==== THE DATA
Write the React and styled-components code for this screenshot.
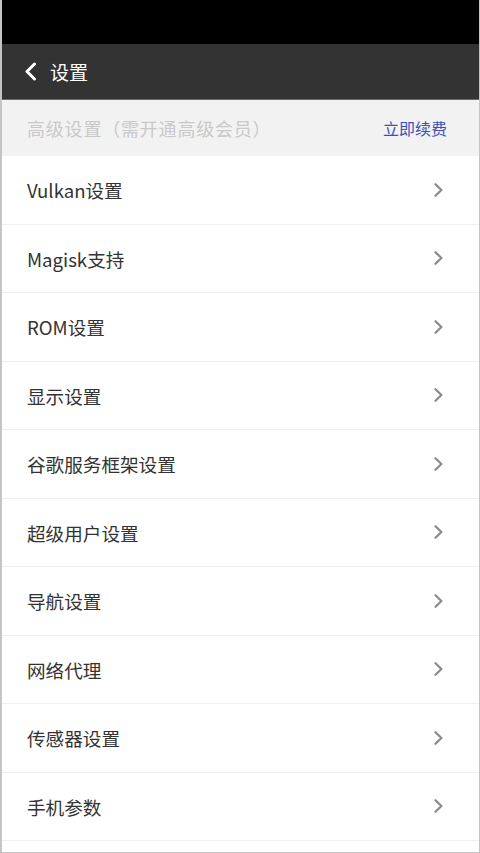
import React from "react";
import styled, { createGlobalStyle } from "styled-components";

const Global = createGlobalStyle`
  html, body { margin: 0; padding: 0; background: #fff; }
  body { font-family: "Noto Sans CJK SC", "Noto Sans", sans-serif; }
`;

const Screen = styled.div`
  width: 480px;
  height: 853px;
  box-sizing: border-box;
  border-left: 2px solid #c4c4c4;
  border-right: 1px solid #c4c4c4;
  border-bottom: 1px solid #c4c4c4;
  display: flex;
  flex-direction: column;
  overflow: hidden;
  background: #fff;
`;

const StatusBar = styled.div`
  height: 44px;
  background: #000;
  margin-left: -2px;
  margin-right: -1px;
  flex-shrink: 0;
`;

const TopBar = styled.div`
  height: 55px;
  background: #333333;
  border-bottom: 1px solid #6a6a6a;
  display: flex;
  align-items: center;
  padding-left: 22px;
  gap: 13px;
  flex-shrink: 0;
`;

const Title = styled.span`
  color: #fff;
  font-size: 19px;
  line-height: 1;
`;

const Notice = styled.div`
  height: 56px;
  background: #f2f2f2;
  display: flex;
  align-items: center;
  justify-content: space-between;
  padding: 0 32px 0 25px;
  flex-shrink: 0;
`;

const NoticeText = styled.span`
  color: #c9c9c9;
  font-size: 18px;
  letter-spacing: 0.8px;
`;

const RenewLink = styled.span`
  color: #3c4fc2;
  font-size: 16px;
`;

const List = styled.div`
  display: flex;
  flex-direction: column;
`;

const Row = styled.div`
  height: 68.5px;
  box-sizing: border-box;
  display: flex;
  align-items: center;
  justify-content: space-between;
  padding: 0 36px 0 25px;
  border-bottom: 1px solid #efefef;
  flex-shrink: 0;
`;

const Label = styled.span`
  color: #333;
  font-size: 18.6px;
`;

const Chevron = ({ color = "#8a8a8a", size = 14, stroke = 2.2, w = 9 }) => (
  <svg width={w} height={size} viewBox={`0 0 ${w} ${size}`} fill="none">
    <path
      d={`M1.5 1.2 L${w - 1.6} ${size / 2} L1.5 ${size - 1.2}`}
      stroke={color}
      strokeWidth={stroke}
      strokeLinecap="round"
      strokeLinejoin="round"
    />
  </svg>
);

const BackIcon = () => (
  <svg width="13" height="19" viewBox="0 0 13 19" fill="none">
    <path
      d="M10.5 2 L3 9.5 L10.5 17"
      stroke="#fff"
      strokeWidth="3"
      strokeLinecap="round"
      strokeLinejoin="round"
    />
  </svg>
);

const items = [
  "Vulkan设置",
  "Magisk支持",
  "ROM设置",
  "显示设置",
  "谷歌服务框架设置",
  "超级用户设置",
  "导航设置",
  "网络代理",
  "传感器设置",
  "手机参数",
];

export default function App() {
  return (
    <>
      <Global />
      <Screen>
        <StatusBar />
        <TopBar>
          <BackIcon />
          <Title>设置</Title>
        </TopBar>
        <Notice>
          <NoticeText>高级设置（需开通高级会员）</NoticeText>
          <RenewLink>立即续费</RenewLink>
        </Notice>
        <List>
          {items.map((t) => (
            <Row key={t}>
              <Label>{t}</Label>
              <Chevron />
            </Row>
          ))}
        </List>
      </Screen>
    </>
  );
}
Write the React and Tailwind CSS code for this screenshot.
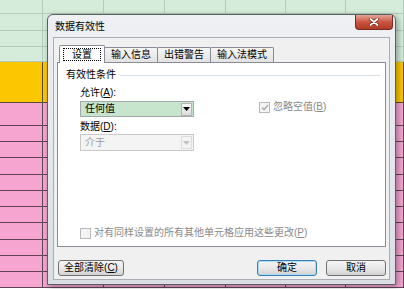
import React from 'react';

const COLS = ['w-[43px]', 'w-[61px]', 'w-[61px]', 'w-[61px]', 'w-[60px]', 'w-[60px]', 'w-[58px]'];

const TONES = {
  green: 'bg-[#d4ecd9] border-[#b4ccbb]',
  yellow: 'bg-[#fdc700] border-[#5d4b3c]',
  pink: 'bg-[#f6a4d0] border-[#5e4656]',
};

const ROWS = [
  ['h-[14px]', 'green'],
  ['h-[17px]', 'green'],
  ['h-[16px]', 'green'],
  ['h-[15px]', 'green'],
  ['h-[41px]', 'yellow'],
  ['h-[23px]', 'pink'],
  ['h-[16px]', 'pink'],
  ['h-[16px]', 'pink'],
  ['h-[17px]', 'pink'],
  ['h-[16px]', 'pink'],
  ['h-[16px]', 'pink'],
  ['h-[16px]', 'pink'],
  ['h-[17px]', 'pink'],
  ['h-[16px]', 'pink'],
  ['h-[16px]', 'pink'],
  ['h-[16px]', 'pink'],
];

const Sheet = () => (
  <div className="flex flex-col">
    {ROWS.map(([h, tone], i) => (
      <div key={i} className={`flex shrink-0 border-b ${h} ${TONES[tone]}`}>
        {COLS.map((w, j) => (
          <div key={j} className={`h-full shrink-0 border-r ${w} ${TONES[tone]}`} />
        ))}
      </div>
    ))}
  </div>
);

const Tab = ({ label, active }) => {
  if (active) {
    return (
      <div className="relative z-10 -mb-px flex h-[18px] w-[46px] items-center justify-center rounded-t-[2px] border border-b-0 border-[#898c95] bg-white">
        <span className="flex h-[13px] items-center border border-dotted border-black px-[8px]">{label}</span>
      </div>
    );
  }
  return (
    <div className="-ml-px flex h-[15px] items-center rounded-t-[2px] border border-b-0 border-[#898c95] bg-gradient-to-b from-[#f5f5f5] to-[#e2e2e2] px-[6px]">
      {label}
    </div>
  );
};

const Arrow = ({ color }) => (
  <svg width="7" height="4" viewBox="0 0 7 4">
    <path d="M0 0h7L3.5 4z" fill={color} />
  </svg>
);

const Combo = ({ value, disabled }) => (
  <div
    className={`flex w-[114px] items-center border pl-[4px] pr-px ${
      disabled
        ? 'h-[17px] border-[#c9c9c9] bg-[#f4f4f4] text-[#9a9a9a]'
        : 'h-[16px] border-[#a3a8ae] bg-[#c6e5cc] text-black'
    }`}
  >
    <span className="flex-1">{value}</span>
    <div
      className={`flex h-[13px] w-[11px] items-center justify-center border ${
        disabled ? 'border-[#dcdcdc] bg-[#f4f4f4]' : 'border-[#b5b5b5] bg-gradient-to-b from-[#f7f7f7] to-[#dcdcdc]'
      }`}
    >
      <Arrow color={disabled ? '#c4c4c4' : '#000'} />
    </div>
  </div>
);

const Check = ({ checked }) => (
  <div className="flex h-[11px] w-[11px] items-center justify-center border border-[#b8b8b8] bg-[#f4f4f4]">
    {checked && (
      <svg width="8" height="7" viewBox="0 0 8 7">
        <path d="M1 3.5l2 2.2L7 1" fill="none" stroke="#a9a9a9" strokeWidth="1.4" />
      </svg>
    )}
  </div>
);

const Button = ({ children, primary, className = '' }) => (
  <div
    className={`flex h-[16px] items-center justify-center rounded-[3px] border bg-gradient-to-b from-[#f4f4f4] via-[#e9e9e9] to-[#d2d2d2] ${
      primary ? 'border-[#3c7fb1] shadow-[inset_0_0_0_1px_#a9dbf6]' : 'border-[#707070]'
    } ${className}`}
  >
    {children}
  </div>
);

export default function App() {
  return (
    <div className="relative h-[289px] w-[404px] overflow-hidden font-['Liberation_Sans','Noto_Sans_CJK_SC',sans-serif] text-[10px] leading-[12px] text-black">
      <Sheet />

      <div className="absolute left-[47px] top-[14px] flex h-[271px] w-[349px] flex-col rounded-t-[6px] border border-[#5b5f66] bg-gradient-to-b from-[#eef0f3] to-[#dadee3] px-[5px] pb-[4px] shadow-[2px_2px_6px_rgba(0,0,0,0.35)]">
        <div className="flex h-[22px] shrink-0 items-start justify-between">
          <span className="mt-[6px] pl-[2px]">数据有效性</span>
          <div className="-mr-[3px] flex h-[15px] w-[38px] items-center justify-center rounded-b-[4px] border border-t-0 border-[#7a2a20] bg-gradient-to-b from-[#e3a597] via-[#c9553f] to-[#b23a24]">
            <svg width="10" height="8" viewBox="0 0 10 8">
              <path d="M1.5 1l7 6M8.5 1l-7 6" stroke="#5a1a10" strokeWidth="3" strokeLinecap="round" />
              <path d="M1.5 1l7 6M8.5 1l-7 6" stroke="#fff" strokeWidth="1.8" strokeLinecap="round" />
            </svg>
          </div>
        </div>

        <div className="flex flex-1 flex-col border border-[#a9aeb5] bg-[#f0f0f0] px-[3px]">
          <div className="flex h-[24px] shrink-0 items-end pl-[2px]">
            <Tab label="设置" active />
            <Tab label="输入信息" />
            <Tab label="出错警告" />
            <Tab label="输入法模式" />
          </div>

          <div className="flex h-[185px] shrink-0 flex-col border border-[#898c95] bg-white pl-[8px] pr-[5px] pt-[6px]">
            <div className="flex items-center gap-[4px]">
              <span>有效性条件</span>
              <div className="h-px flex-1 bg-[#d5dfe5]" />
            </div>

            <div className="pl-[14px]">
              <div className="mt-[6px]">
                允许(<u>A</u>):
              </div>
              <div className="mt-[2px] flex items-start">
                <Combo value="任何值" />
                <div className="ml-[65px] flex items-center gap-[3px] text-[#8a8a8a]">
                  <Check checked />
                  <span>
                    忽略空值(<u>B</u>)
                  </span>
                </div>
              </div>
              <div className="mt-[4px]">
                数据(<u>D</u>):
              </div>
              <div className="mt-px">
                <Combo value="介于" disabled />
              </div>

              <div className="mt-[76px] flex items-center gap-[3px] text-[#8a8a8a]">
                <Check />
                <span>
                  对有同样设置的所有其他单元格应用这些更改(<u>P</u>)
                </span>
              </div>
            </div>
          </div>

          <div className="mt-[13px] flex items-center">
            <Button className="ml-px w-[66px]">
              全部清除(<u>C</u>)
            </Button>
            <Button primary className="ml-auto w-[60px]">
              确定
            </Button>
            <Button className="ml-[9px] w-[60px]">取消</Button>
          </div>
        </div>
      </div>
    </div>
  );
}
========
TASK GOAL: Collect each line above holding the string "this".

EXERCISE RESPONSE:
Write the React and styled-components code for this screenshot.
Write the React and Tailwind CSS code for this screenshot.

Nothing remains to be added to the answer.